Dans un flacon de 700cm³ de capacité et qu’on peut boucher hermétiquement, on dissout 30g de glucose pur dans 300g d’eau. On y ajoute peu à peu, à la température ordinaire, 100g d’amalgame de sodium à 1,5 pour 100, en ayant soin d’agiter chaque fois le mélange, qu’on maintient à l’état neutre par additions répétées de petites quantités d’acide sulfurique. On ajoute encore de l’amalgame par portions de 100g, tout en secouant et neutralisant le mélange, jusqu’à ce que 5 gouttes de la solution ne réduisent plus qu’une seule goutte de la liqueur de Fehling. La température ne doit pas monter au-dessus de 25°. Cette opération dure de 10 à 12 heures. On emploie généralement 600g à 700g d’amalgame.

La solution, débarrassée du mercure par décantation, est exactement neutralisée par de l’acide sulfurique, puis concentrée au bain-marie jusqu’à 120cm³, et finalement versée dans un litre d’alcool absolu bouillant.

On filtre. Le liquide est concentré au bain-marie jusqu’à consistance sirupeuse. Le sirop est dissous dans 80cm³ d’acide sulfurique à 50 pour 100 et additionné de 30g d’aldéhyde benzoïque ; le tout est énergiquement secoué. Le mélange est encore souvent secoué dans l’espace de 24 heures. Au bout de ce temps on obtient une masse pâteuse, grâce au dépôt de dibenzalsorbite.

On dilue avec de l’eau et filtre à la trompe. Le résidu est soigneusement lavé, d’abord à l’eau froide, puis à l’éther pour entraîner l’aldéhyde benzoïque, et de nouveau à l’eau.
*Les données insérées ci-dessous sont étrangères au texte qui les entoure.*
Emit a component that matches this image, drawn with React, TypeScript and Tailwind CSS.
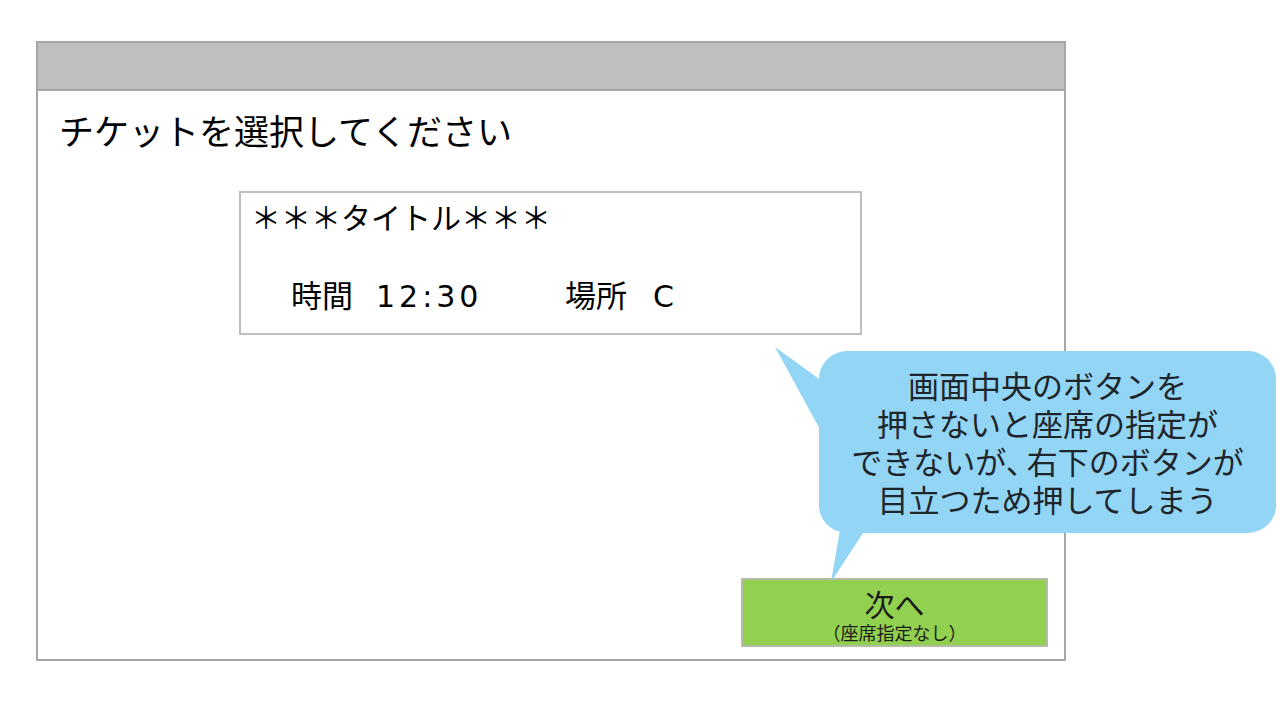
import React from "react";

const FONT = { fontFamily: '"Noto Sans CJK JP", "Noto Sans", sans-serif' };

export default function App() {
  return (
    <div
      className="relative w-[1280px] h-[720px] bg-white pt-[41px] pl-[36px] text-black overflow-hidden"
      style={FONT}
    >
      {/* Screen frame */}
      <div className="w-[1030px] h-[620px] border-2 border-[#a6a6a6] flex flex-col">
        <div className="h-[48px] bg-[#bfbfbf] border-b-2 border-[#a6a6a6] shrink-0" />
        <div className="pl-[21px] pt-[15px] text-[35px] leading-[48px]">チケットを選択してください</div>

        {/* Ticket card */}
        <div className="ml-[201px] mt-[37px] w-[623px] h-[144px] border-2 border-[#bfbfbf] flex flex-col">
          <div className="pl-[10px] pt-[3px] text-[30px] leading-[40px]">＊＊＊タイトル＊＊＊</div>
          <div className="pl-[50px] mt-[38px] flex items-baseline text-[31px] leading-[40px]">
            <span className="w-[85px]">時間</span>
            <span className="w-[189px] font-['DejaVu_Sans',sans-serif] text-[30px] tracking-[4px]">12:30</span>
            <span className="w-[88px]">場所</span>
            <span className="font-['DejaVu_Sans',sans-serif] text-[30px]">C</span>
          </div>
        </div>

        {/* Next button */}
        <div className="mt-auto self-end mr-[16px] mb-[12px] w-[307px] h-[69px] bg-[#92d050] border-2 border-[#b2bca6] flex flex-col items-center pt-[6px]">
          <div className="text-[30px] leading-[34px] text-[#1a1a1a]">次へ</div>
          <div className="mt-[1px] text-[18px] leading-[22px] text-[#1a1a1a]">（座席指定なし）</div>
        </div>
      </div>

      {/* Callout bubble */}
      <svg
        className="absolute left-[770px] top-[340px]"
        width="510"
        height="250"
        viewBox="0 0 510 250"
      >
        <rect x="49" y="11" width="457" height="182" rx="28" ry="28" fill="#93d5f4" />
        <polygon points="5,7 52,41 52,93" fill="#93d5f4" />
        <polygon points="70,190 95,190 61,242" fill="#93d5f4" />
      </svg>
      <div className="absolute left-[819px] top-[351px] w-[457px] h-[182px] flex flex-col items-center justify-center text-center text-[31px] leading-[38px] text-[#1e252b]">
        <div>画面中央のボタンを</div>
        <div>押さないと座席の指定が</div>
        <div>
          できないが<span className="-mr-[10px]">、</span>右下のボタンが
        </div>
        <div>目立つため押してしまう</div>
      </div>
    </div>
  );
}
On fait bouillir pendant 40 minutes au réfrigérant ascendant la dibenzalsorbite dans 5 fois sa quantité d’acide sulfurique à 5 pour 100. Après refroidissement, on épuise la liqueur par l’éther, pour éliminer l’aldéhyde benzoïque. La solution, rendue ainsi limpide, est débarrassée de son acide sulfurique par un excès d’hydrate de baryum, excès qui sera précipité à son tour par un courant d’anhydride carbonique. Le liquide filtré est concentré au bain-marie jusqu’à consistance sirupeuse.

Si l’on dilue ce sirop par quelques gouttes d’alcool à 90 pour 100 et qu’on y laisse tomber un cristal de sorbite, on obtient, au bout de quelque temps, une masse solide. Celle-ci est filtrée, lavée et redissoute dans un peu d’alcool bouillant à 90 pour 100. La sorbite cristallise à la longue sous forme de verrues incolores ou de paquets d’aiguilles.


81. α-méthyl-glucoside C6H11O6CH3.

(E. Fischer, Ber. d. d. chem. Ges., t. XXVIII, p. 1151.)

Cette combinaison se forme, lorsqu’on maintient pendant un certain temps à 100° du glucose, additionné d’une solution très diluée d’acide chlorhydrique dans l’alcool méthylique anhydre.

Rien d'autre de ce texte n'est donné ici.